Collings argues that because the Panzer IV was not included in schedule 1, AA violated Civil Code section 1812.608, subdivision (d)(2), which requires that an auction agreement contain an inventory of items to be sold at the auction. The trial court did not accept this argument, and denied Collings relief on its cause of action for breach of the auctioneer statutes. And properly: as expressly stated in the Auction Agreement, the final auction catalog represents the items offered for sale at auction, and the Panzer IV was included in the catalog.
Collings also asserts that its alleged communications with Vulcan are evidence of whether the Panzer IV was subject to the Auction Agreement. But any communications Collings may have had with Vulcan following the auction do not alter AA's rights under the Auction Agreement, giving it the "exclusive right" to complete a post-auction sale. In any event, the undisputed evidence was that Collings was aware of the negotiations between AA and Vulcan, and nowhere in those communications did Collings ask AA to stop its efforts to sell the Panzer IV or tell AA it had no authority to sell it. In sum, the Panzer IV is "Property" subject to the Auction Agreement, and its offer for auction and post-auction are subject to the terms of the Auction Agreement, including the exclusivity section 13.1. And AA had the exclusive right to sell it.

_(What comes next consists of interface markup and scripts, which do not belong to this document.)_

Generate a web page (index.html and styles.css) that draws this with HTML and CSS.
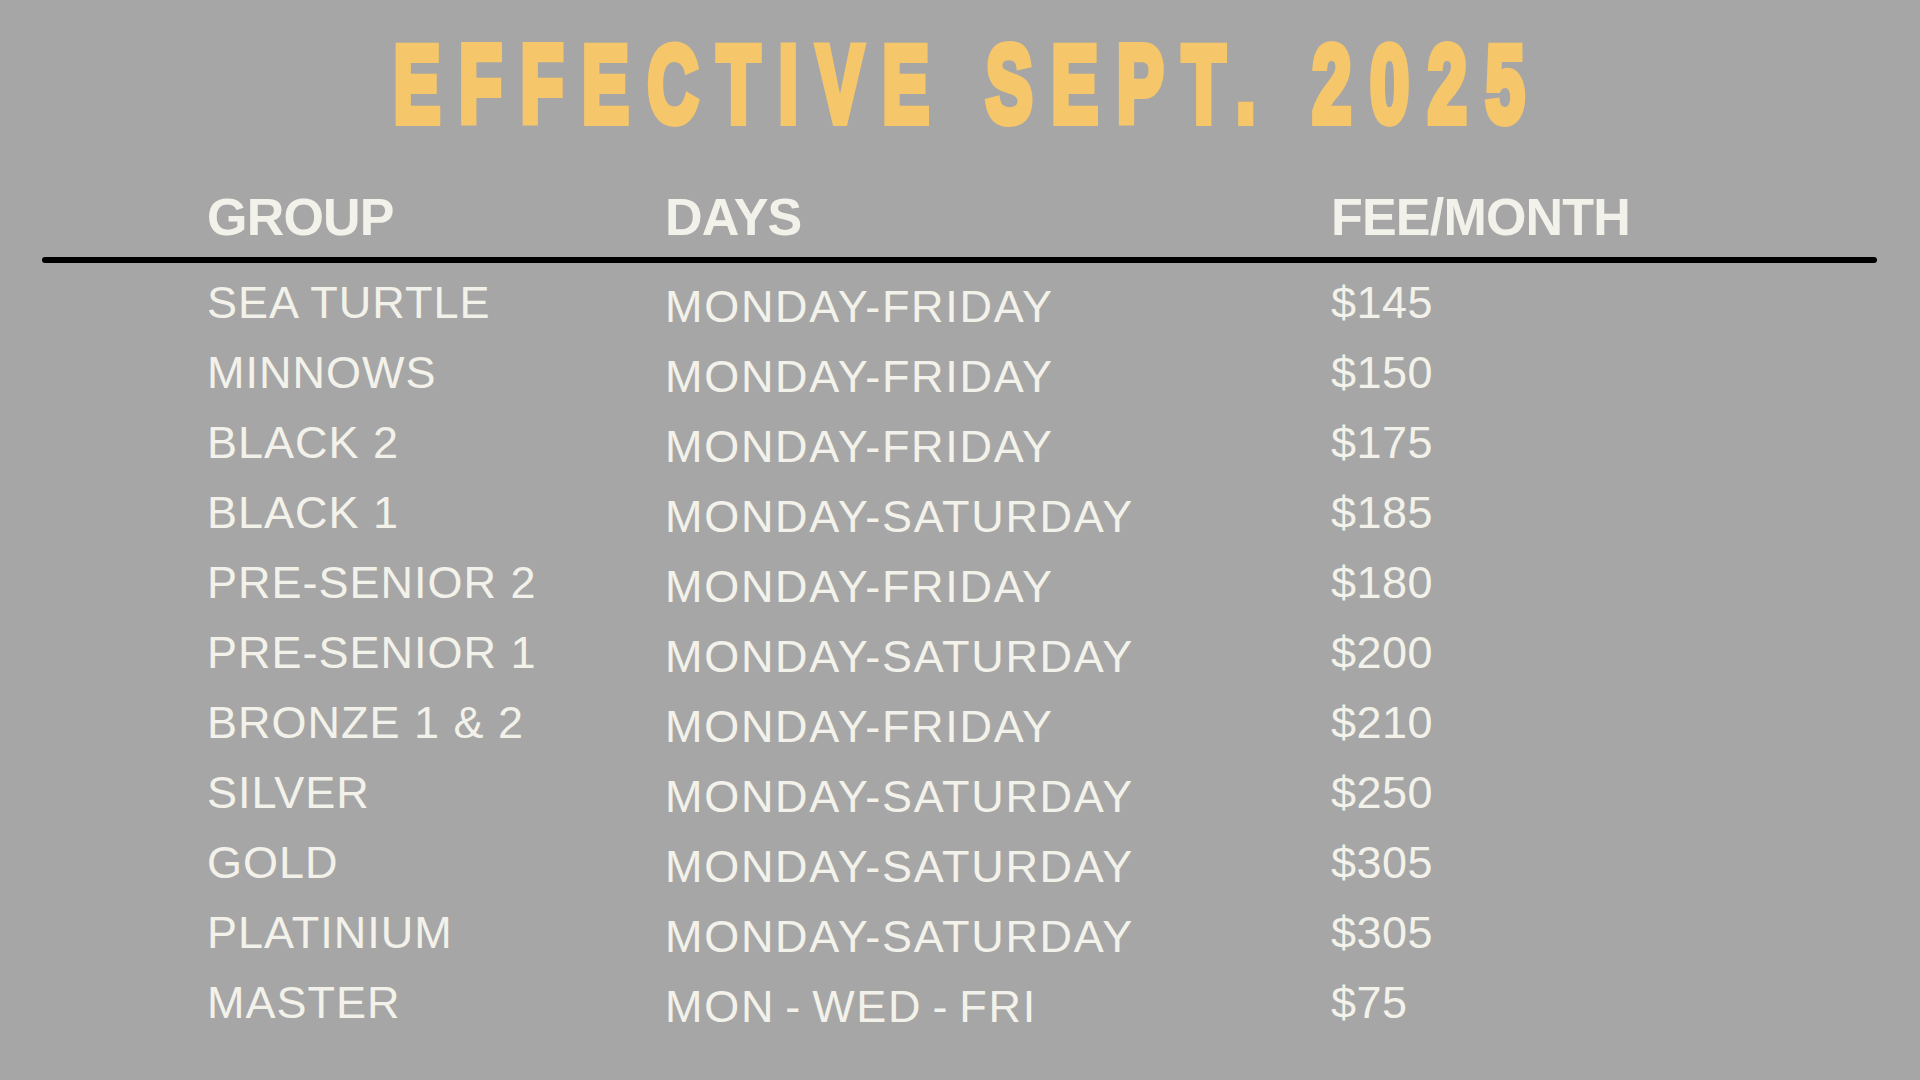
FILE: index.html
```html
<!DOCTYPE html>
<html lang="en">
<head>
<meta charset="utf-8">
<title>Fees Effective Sept. 2025</title>
<link rel="stylesheet" href="styles.css">
</head>
<body>
<main class="page">
  <header class="title-wrap">
    <h1 class="title"><span class="title-text">EFFECTIVE SEPT. 2025</span></h1>
  </header>
  <section class="table">
    <div class="row head">
      <div class="cell">GROUP</div>
      <div class="cell">DAYS</div>
      <div class="cell">FEE/MONTH</div>
    </div>
    <div class="rule"></div>
    <div class="body">
      <div class="row"><div class="cell group">SEA TURTLE</div><div class="cell days">MONDAY-FRIDAY</div><div class="cell fee">$145</div></div>
      <div class="row"><div class="cell group">MINNOWS</div><div class="cell days">MONDAY-FRIDAY</div><div class="cell fee">$150</div></div>
      <div class="row"><div class="cell group">BLACK 2</div><div class="cell days">MONDAY-FRIDAY</div><div class="cell fee">$175</div></div>
      <div class="row"><div class="cell group">BLACK 1</div><div class="cell days">MONDAY-SATURDAY</div><div class="cell fee">$185</div></div>
      <div class="row"><div class="cell group">PRE-SENIOR 2</div><div class="cell days">MONDAY-FRIDAY</div><div class="cell fee">$180</div></div>
      <div class="row"><div class="cell group">PRE-SENIOR 1</div><div class="cell days">MONDAY-SATURDAY</div><div class="cell fee">$200</div></div>
      <div class="row"><div class="cell group">BRONZE 1 &amp; 2</div><div class="cell days">MONDAY-FRIDAY</div><div class="cell fee">$210</div></div>
      <div class="row"><div class="cell group">SILVER</div><div class="cell days">MONDAY-SATURDAY</div><div class="cell fee">$250</div></div>
      <div class="row"><div class="cell group">GOLD</div><div class="cell days">MONDAY-SATURDAY</div><div class="cell fee">$305</div></div>
      <div class="row"><div class="cell group">PLATINIUM</div><div class="cell days">MONDAY-SATURDAY</div><div class="cell fee">$305</div></div>
      <div class="row"><div class="cell group">MASTER</div><div class="cell days">MON - WED - FRI</div><div class="cell fee">$75</div></div>
    </div>
  </section>
</main>
</body>
</html>
```

FILE: styles.css
```css
html, body {
  margin: 0;
  padding: 0;
}
body {
  background: #a6a6a6;
  width: 1920px;
  height: 1080px;
  overflow: hidden;
  font-family: "Liberation Sans", Arial, sans-serif;
  color: #f3f2ea;
}
.page {
  display: flex;
  flex-direction: column;
}
.title-wrap {
  display: flex;
  justify-content: center;
  padding-top: 29px;
  padding-right: 12px;
}
.title {
  margin: 0;
  font-size: 110px;
  line-height: 1;
  font-weight: 700;
  color: #f5c66a;
  white-space: nowrap;
}
.title-text {
  display: inline-block;
  letter-spacing: 29px;
  margin-right: -29px;
  -webkit-text-stroke: 8px #f5c66a;
  transform: scaleX(0.64);
  transform-origin: center;
}
.table {
  display: flex;
  flex-direction: column;
  margin-top: 52px;
}
.row {
  display: grid;
  grid-template-columns: 458px 666px 1fr;
  padding-left: 207px;
}
.head {
  font-size: 52px;
  font-weight: 700;
  letter-spacing: -0.8px;
  line-height: 52px;
}
.rule {
  margin: 14px 0 0 42px;
  width: 1835px;
  height: 6px;
  background: #000;
  border-radius: 3px;
}
.body {
  display: flex;
  flex-direction: column;
  padding-top: 5px;
}
.body .row {
  height: 70px;
  font-size: 45px;
  line-height: 70px;
}
.body .cell.group {
  letter-spacing: 1px;
}
.body .cell.days {
  padding-top: 4px;
  letter-spacing: 1.7px;
  word-spacing: -4px;
}
.body .cell.fee {
  letter-spacing: 0.5px;
}
```
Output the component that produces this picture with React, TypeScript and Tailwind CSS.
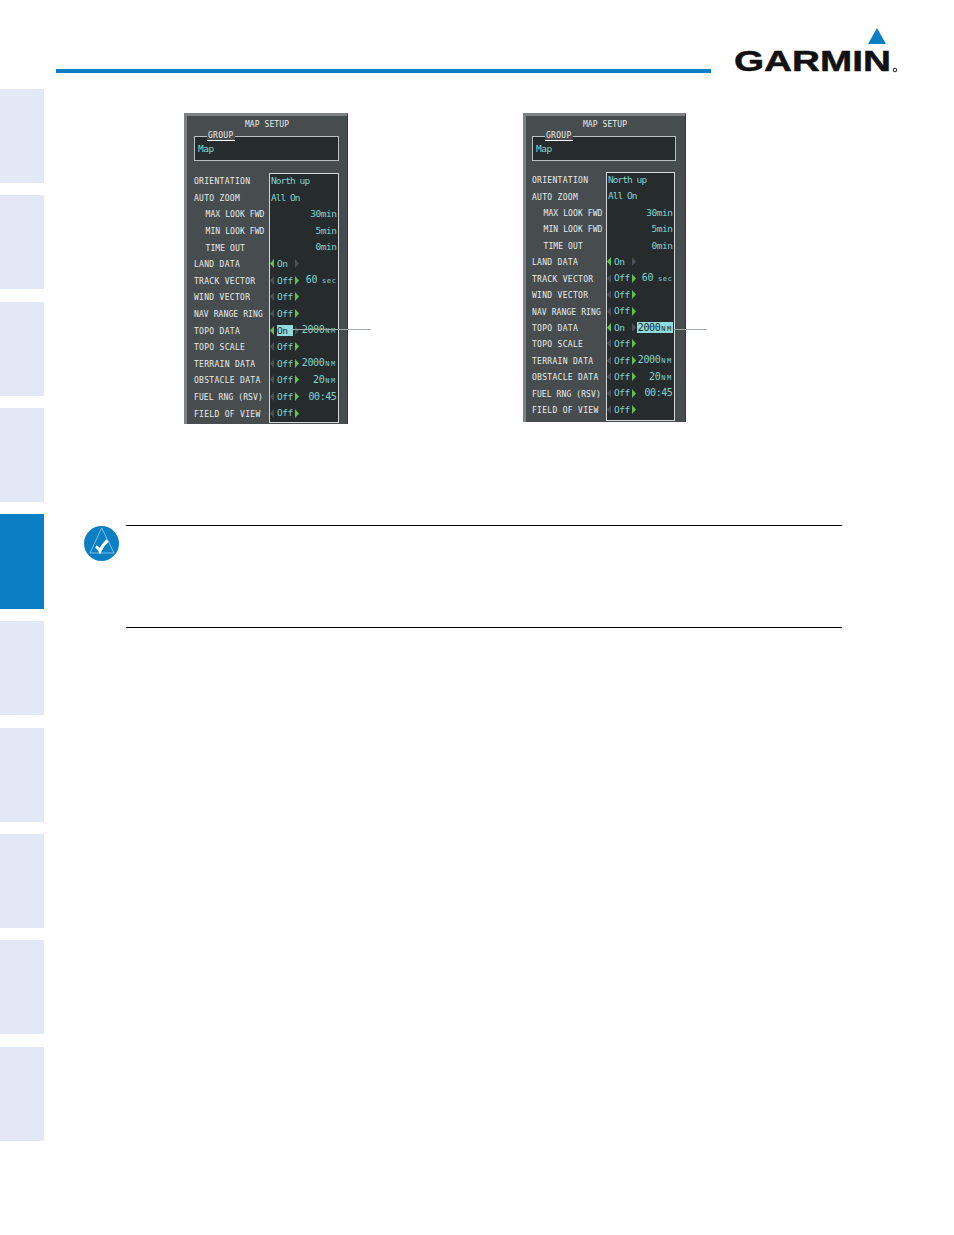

Indeed, and as noted above, the evidence is that Collings asked that AA continue to negotiate to try to get Vulcan to contribute more to the deal for the sale of the Panzer IV.
Collings also attempts to escape the application of the exclusivity provision by insisting that the sale of the Panzer IV was a "private treaty" sale. It was not.
As described above, the parties entered into the Addendum shortly after executing the Auction Agreement, which Addendum added the following provision: "6.3 [u]pon signing of the Auction Agreement until 90 days after the final Auction date, on mutual agreement of the Parties, any private treaty that AA facilitates regarding any item in the Littlefield collection, AA will receive five percent (5%) commission on the sale price of that item." (Italics added.) The Addendum provides that "private treaty sales will focus on the high-value items," and identifies four lots—including the Panzer IV—that "would be ideal candidates for private treaty sales." The Agreement does not require that "private treaty" sales be conducted; rather, it defines the conditions for such a sale if it happens: a requirement of mutual agreement of the parties and a 5 percent commission to AA. The Addendum was entered into prior to the decision to offer any items with a reserve in the auction, and so no reserve price served as a minimum on the "private treaty" sales. So, the mutual consent requirement served an important purpose.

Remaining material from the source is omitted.